São essas questões que levam ao debate o assunto que
estamos evidenciando aqui. A tese do professor não leva só a isso, mas propõe “alternativas
que conduzam à gestão integrada em bacias metropolitanas”. Instigante na
proposição, ele vai “na ferida” da situação
mostrando entre os capítulos dois interessantíssimos “A experiência
internacional no controle de inundações urbanas – tendências recentes da União
Européia” e “A experiência recente no Brasil na regulação pública: dos recursos
hídricos e saneamento”. Um trabalho de fôlego que aponta resultados se houver
comprometimento político na situação histórica das inundações.

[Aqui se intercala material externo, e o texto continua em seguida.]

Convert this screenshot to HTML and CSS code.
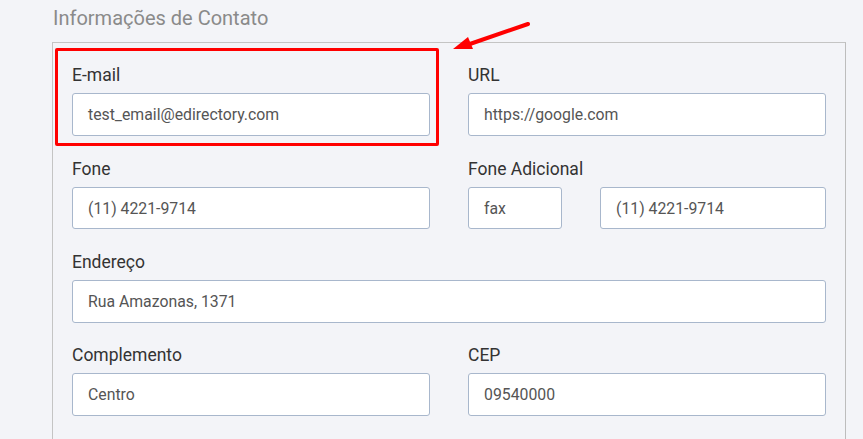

De qualquer forma, “fugir das águas” é matéria política
de grande alcance. Serve de plataforma a muitos candidatos/as a cargos eletivos
mesmo se sabendo que eles não possuem condições de resolver o caso. Para quem
foi eleito e recebe os reclamos dos eleitores, a situação aposta em duas
vertentes: ou jogar o problema para autoridades superiores ou se atrelar a
medidas paliativas, aliando-se aos movimentos de assistencialismo assumidos por
diversas fontes civis ou religiosas. Mas isso não é o certo. Pelo menos para
quem ouve a fala desesperada dos atingidos por esses problemas.
(Texto originalmente publicado em "O Liberal"/PA, de 18/01/2013).)